◆ Your objective ◆
Reproduce the listing word for word. Skip any image.

/---

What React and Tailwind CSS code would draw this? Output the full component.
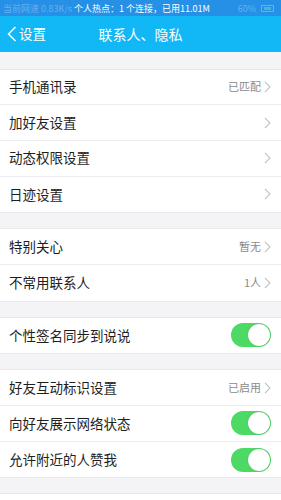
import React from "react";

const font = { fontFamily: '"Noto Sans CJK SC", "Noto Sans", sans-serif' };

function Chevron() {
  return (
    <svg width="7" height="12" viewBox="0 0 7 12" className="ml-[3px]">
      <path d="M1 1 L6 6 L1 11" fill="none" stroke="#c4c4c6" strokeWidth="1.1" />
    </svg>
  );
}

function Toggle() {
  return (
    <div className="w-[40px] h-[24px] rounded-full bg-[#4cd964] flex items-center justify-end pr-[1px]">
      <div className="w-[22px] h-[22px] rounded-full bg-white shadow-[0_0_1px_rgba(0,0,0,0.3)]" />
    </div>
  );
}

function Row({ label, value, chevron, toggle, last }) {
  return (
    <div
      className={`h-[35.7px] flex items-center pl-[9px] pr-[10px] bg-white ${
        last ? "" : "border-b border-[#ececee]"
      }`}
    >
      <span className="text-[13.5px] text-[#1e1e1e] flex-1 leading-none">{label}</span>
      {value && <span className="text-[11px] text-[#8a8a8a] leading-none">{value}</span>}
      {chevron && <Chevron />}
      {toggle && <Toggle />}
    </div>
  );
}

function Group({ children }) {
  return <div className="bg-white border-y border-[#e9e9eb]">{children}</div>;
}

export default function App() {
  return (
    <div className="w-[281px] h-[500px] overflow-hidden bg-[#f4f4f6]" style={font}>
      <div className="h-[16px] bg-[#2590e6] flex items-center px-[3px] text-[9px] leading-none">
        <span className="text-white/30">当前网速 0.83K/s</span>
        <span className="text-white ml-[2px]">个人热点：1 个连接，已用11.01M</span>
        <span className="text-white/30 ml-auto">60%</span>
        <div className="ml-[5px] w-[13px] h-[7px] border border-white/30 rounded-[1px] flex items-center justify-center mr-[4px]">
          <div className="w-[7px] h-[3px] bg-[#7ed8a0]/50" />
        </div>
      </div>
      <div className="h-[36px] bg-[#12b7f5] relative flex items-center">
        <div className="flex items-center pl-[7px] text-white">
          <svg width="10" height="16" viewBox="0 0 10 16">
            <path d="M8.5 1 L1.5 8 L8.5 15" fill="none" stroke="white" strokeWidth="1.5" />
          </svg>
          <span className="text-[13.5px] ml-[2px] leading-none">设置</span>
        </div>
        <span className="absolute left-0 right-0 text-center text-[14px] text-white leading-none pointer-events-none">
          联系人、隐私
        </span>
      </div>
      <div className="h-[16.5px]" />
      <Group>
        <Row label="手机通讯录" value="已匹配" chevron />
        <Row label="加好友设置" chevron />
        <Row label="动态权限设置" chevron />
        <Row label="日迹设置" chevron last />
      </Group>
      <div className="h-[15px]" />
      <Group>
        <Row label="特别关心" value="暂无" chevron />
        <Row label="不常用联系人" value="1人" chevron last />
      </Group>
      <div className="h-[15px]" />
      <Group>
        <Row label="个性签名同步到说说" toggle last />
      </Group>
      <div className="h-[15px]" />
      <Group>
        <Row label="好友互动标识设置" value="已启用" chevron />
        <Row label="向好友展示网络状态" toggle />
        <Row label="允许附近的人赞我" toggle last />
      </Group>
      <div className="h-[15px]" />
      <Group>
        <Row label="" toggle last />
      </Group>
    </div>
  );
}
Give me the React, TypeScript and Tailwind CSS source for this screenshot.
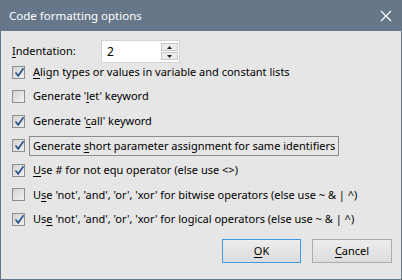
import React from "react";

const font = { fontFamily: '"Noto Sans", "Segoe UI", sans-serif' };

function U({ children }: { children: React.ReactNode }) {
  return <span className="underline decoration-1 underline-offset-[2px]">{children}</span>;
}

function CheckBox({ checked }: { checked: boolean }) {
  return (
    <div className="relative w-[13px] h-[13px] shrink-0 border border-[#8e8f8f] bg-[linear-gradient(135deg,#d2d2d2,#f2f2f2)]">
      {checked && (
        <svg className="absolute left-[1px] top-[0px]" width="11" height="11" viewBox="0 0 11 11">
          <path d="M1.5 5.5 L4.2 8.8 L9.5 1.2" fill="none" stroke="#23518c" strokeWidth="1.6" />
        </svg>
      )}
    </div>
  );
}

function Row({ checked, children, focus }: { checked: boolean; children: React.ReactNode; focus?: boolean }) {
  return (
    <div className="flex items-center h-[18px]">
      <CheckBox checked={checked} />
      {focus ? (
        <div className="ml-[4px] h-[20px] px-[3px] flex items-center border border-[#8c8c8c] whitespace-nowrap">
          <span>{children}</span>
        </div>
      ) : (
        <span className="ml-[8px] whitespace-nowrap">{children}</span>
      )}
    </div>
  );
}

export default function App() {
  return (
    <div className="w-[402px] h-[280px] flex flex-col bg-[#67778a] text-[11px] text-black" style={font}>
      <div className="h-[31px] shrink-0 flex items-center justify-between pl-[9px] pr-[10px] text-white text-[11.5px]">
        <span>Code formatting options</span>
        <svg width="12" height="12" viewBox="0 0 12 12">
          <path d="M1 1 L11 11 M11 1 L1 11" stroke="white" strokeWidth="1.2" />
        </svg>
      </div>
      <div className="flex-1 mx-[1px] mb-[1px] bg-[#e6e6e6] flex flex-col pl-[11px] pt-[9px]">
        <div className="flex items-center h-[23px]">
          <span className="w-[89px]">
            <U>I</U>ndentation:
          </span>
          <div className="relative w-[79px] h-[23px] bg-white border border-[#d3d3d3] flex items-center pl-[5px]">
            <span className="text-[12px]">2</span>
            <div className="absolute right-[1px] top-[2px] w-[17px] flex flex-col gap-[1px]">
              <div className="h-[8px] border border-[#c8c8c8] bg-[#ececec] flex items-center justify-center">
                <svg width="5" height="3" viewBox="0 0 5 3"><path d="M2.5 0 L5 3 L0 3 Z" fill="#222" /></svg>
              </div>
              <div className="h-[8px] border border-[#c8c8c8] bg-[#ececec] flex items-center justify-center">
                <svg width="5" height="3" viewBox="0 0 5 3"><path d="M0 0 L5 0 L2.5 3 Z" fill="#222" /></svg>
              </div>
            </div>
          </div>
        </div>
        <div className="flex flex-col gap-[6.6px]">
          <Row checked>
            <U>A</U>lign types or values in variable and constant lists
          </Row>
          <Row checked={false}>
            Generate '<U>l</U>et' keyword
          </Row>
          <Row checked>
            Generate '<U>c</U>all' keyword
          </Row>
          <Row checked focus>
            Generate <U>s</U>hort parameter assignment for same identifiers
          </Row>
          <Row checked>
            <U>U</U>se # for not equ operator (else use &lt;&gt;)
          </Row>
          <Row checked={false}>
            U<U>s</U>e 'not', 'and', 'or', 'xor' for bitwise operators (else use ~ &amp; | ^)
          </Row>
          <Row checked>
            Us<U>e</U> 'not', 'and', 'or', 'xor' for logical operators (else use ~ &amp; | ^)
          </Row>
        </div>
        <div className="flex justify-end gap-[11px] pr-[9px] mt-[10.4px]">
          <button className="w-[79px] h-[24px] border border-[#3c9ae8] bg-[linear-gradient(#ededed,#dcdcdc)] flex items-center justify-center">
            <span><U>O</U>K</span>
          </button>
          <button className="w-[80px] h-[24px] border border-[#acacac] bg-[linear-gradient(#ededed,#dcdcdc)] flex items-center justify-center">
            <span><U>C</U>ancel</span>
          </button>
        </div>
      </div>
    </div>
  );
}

\---

◆ Answer to the task ◆
What React and Tailwind CSS code would draw this? Output the full component.
import React from "react";

const font = { fontFamily: '"Noto Sans CJK SC", "Noto Sans", sans-serif' };

function Chevron() {
  return (
    <svg width="7" height="12" viewBox="0 0 7 12" className="ml-[3px]">
      <path d="M1 1 L6 6 L1 11" fill="none" stroke="#c4c4c6" strokeWidth="1.1" />
    </svg>
  );
}

function Toggle() {
  return (
    <div className="w-[40px] h-[24px] rounded-full bg-[#4cd964] flex items-center justify-end pr-[1px]">
      <div className="w-[22px] h-[22px] rounded-full bg-white shadow-[0_0_1px_rgba(0,0,0,0.3)]" />
    </div>
  );
}

function Row({ label, value, chevron, toggle, last }) {
  return (
    <div
      className={`h-[35.7px] flex items-center pl-[9px] pr-[10px] bg-white ${
        last ? "" : "border-b border-[#ececee]"
      }`}
    >
      <span className="text-[13.5px] text-[#1e1e1e] flex-1 leading-none">{label}</span>
      {value && <span className="text-[11px] text-[#8a8a8a] leading-none">{value}</span>}
      {chevron && <Chevron />}
      {toggle && <Toggle />}
    </div>
  );
}

function Group({ children }) {
  return <div className="bg-white border-y border-[#e9e9eb]">{children}</div>;
}

export default function App() {
  return (
    <div className="w-[281px] h-[500px] overflow-hidden bg-[#f4f4f6]" style={font}>
      <div className="h-[16px] bg-[#2590e6] flex items-center px-[3px] text-[9px] leading-none">
        <span className="text-white/30">当前网速 0.83K/s</span>
        <span className="text-white ml-[2px]">个人热点：1 个连接，已用11.01M</span>
        <span className="text-white/30 ml-auto">60%</span>
        <div className="ml-[5px] w-[13px] h-[7px] border border-white/30 rounded-[1px] flex items-center justify-center mr-[4px]">
          <div className="w-[7px] h-[3px] bg-[#7ed8a0]/50" />
        </div>
      </div>
      <div className="h-[36px] bg-[#12b7f5] relative flex items-center">
        <div className="flex items-center pl-[7px] text-white">
          <svg width="10" height="16" viewBox="0 0 10 16">
            <path d="M8.5 1 L1.5 8 L8.5 15" fill="none" stroke="white" strokeWidth="1.5" />
          </svg>
          <span className="text-[13.5px] ml-[2px] leading-none">设置</span>
        </div>
        <span className="absolute left-0 right-0 text-center text-[14px] text-white leading-none pointer-events-none">
          联系人、隐私
        </span>
      </div>
      <div className="h-[16.5px]" />
      <Group>
        <Row label="手机通讯录" value="已匹配" chevron />
        <Row label="加好友设置" chevron />
        <Row label="动态权限设置" chevron />
        <Row label="日迹设置" chevron last />
      </Group>
      <div className="h-[15px]" />
      <Group>
        <Row label="特别关心" value="暂无" chevron />
        <Row label="不常用联系人" value="1人" chevron last />
      </Group>
      <div className="h-[15px]" />
      <Group>
        <Row label="个性签名同步到说说" toggle last />
      </Group>
      <div className="h-[15px]" />
      <Group>
        <Row label="好友互动标识设置" value="已启用" chevron />
        <Row label="向好友展示网络状态" toggle />
        <Row label="允许附近的人赞我" toggle last />
      </Group>
      <div className="h-[15px]" />
      <Group>
        <Row label="" toggle last />
      </Group>
    </div>
  );
}
Give me the React, TypeScript and Tailwind CSS source for this screenshot.
import React from "react";

const font = { fontFamily: '"Noto Sans", "Segoe UI", sans-serif' };

function U({ children }: { children: React.ReactNode }) {
  return <span className="underline decoration-1 underline-offset-[2px]">{children}</span>;
}

function CheckBox({ checked }: { checked: boolean }) {
  return (
    <div className="relative w-[13px] h-[13px] shrink-0 border border-[#8e8f8f] bg-[linear-gradient(135deg,#d2d2d2,#f2f2f2)]">
      {checked && (
        <svg className="absolute left-[1px] top-[0px]" width="11" height="11" viewBox="0 0 11 11">
          <path d="M1.5 5.5 L4.2 8.8 L9.5 1.2" fill="none" stroke="#23518c" strokeWidth="1.6" />
        </svg>
      )}
    </div>
  );
}

function Row({ checked, children, focus }: { checked: boolean; children: React.ReactNode; focus?: boolean }) {
  return (
    <div className="flex items-center h-[18px]">
      <CheckBox checked={checked} />
      {focus ? (
        <div className="ml-[4px] h-[20px] px-[3px] flex items-center border border-[#8c8c8c] whitespace-nowrap">
          <span>{children}</span>
        </div>
      ) : (
        <span className="ml-[8px] whitespace-nowrap">{children}</span>
      )}
    </div>
  );
}

export default function App() {
  return (
    <div className="w-[402px] h-[280px] flex flex-col bg-[#67778a] text-[11px] text-black" style={font}>
      <div className="h-[31px] shrink-0 flex items-center justify-between pl-[9px] pr-[10px] text-white text-[11.5px]">
        <span>Code formatting options</span>
        <svg width="12" height="12" viewBox="0 0 12 12">
          <path d="M1 1 L11 11 M11 1 L1 11" stroke="white" strokeWidth="1.2" />
        </svg>
      </div>
      <div className="flex-1 mx-[1px] mb-[1px] bg-[#e6e6e6] flex flex-col pl-[11px] pt-[9px]">
        <div className="flex items-center h-[23px]">
          <span className="w-[89px]">
            <U>I</U>ndentation:
          </span>
          <div className="relative w-[79px] h-[23px] bg-white border border-[#d3d3d3] flex items-center pl-[5px]">
            <span className="text-[12px]">2</span>
            <div className="absolute right-[1px] top-[2px] w-[17px] flex flex-col gap-[1px]">
              <div className="h-[8px] border border-[#c8c8c8] bg-[#ececec] flex items-center justify-center">
                <svg width="5" height="3" viewBox="0 0 5 3"><path d="M2.5 0 L5 3 L0 3 Z" fill="#222" /></svg>
              </div>
              <div className="h-[8px] border border-[#c8c8c8] bg-[#ececec] flex items-center justify-center">
                <svg width="5" height="3" viewBox="0 0 5 3"><path d="M0 0 L5 0 L2.5 3 Z" fill="#222" /></svg>
              </div>
            </div>
          </div>
        </div>
        <div className="flex flex-col gap-[6.6px]">
          <Row checked>
            <U>A</U>lign types or values in variable and constant lists
          </Row>
          <Row checked={false}>
            Generate '<U>l</U>et' keyword
          </Row>
          <Row checked>
            Generate '<U>c</U>all' keyword
          </Row>
          <Row checked focus>
            Generate <U>s</U>hort parameter assignment for same identifiers
          </Row>
          <Row checked>
            <U>U</U>se # for not equ operator (else use &lt;&gt;)
          </Row>
          <Row checked={false}>
            U<U>s</U>e 'not', 'and', 'or', 'xor' for bitwise operators (else use ~ &amp; | ^)
          </Row>
          <Row checked>
            Us<U>e</U> 'not', 'and', 'or', 'xor' for logical operators (else use ~ &amp; | ^)
          </Row>
        </div>
        <div className="flex justify-end gap-[11px] pr-[9px] mt-[10.4px]">
          <button className="w-[79px] h-[24px] border border-[#3c9ae8] bg-[linear-gradient(#ededed,#dcdcdc)] flex items-center justify-center">
            <span><U>O</U>K</span>
          </button>
          <button className="w-[80px] h-[24px] border border-[#acacac] bg-[linear-gradient(#ededed,#dcdcdc)] flex items-center justify-center">
            <span><U>C</U>ancel</span>
          </button>
        </div>
      </div>
    </div>
  );
}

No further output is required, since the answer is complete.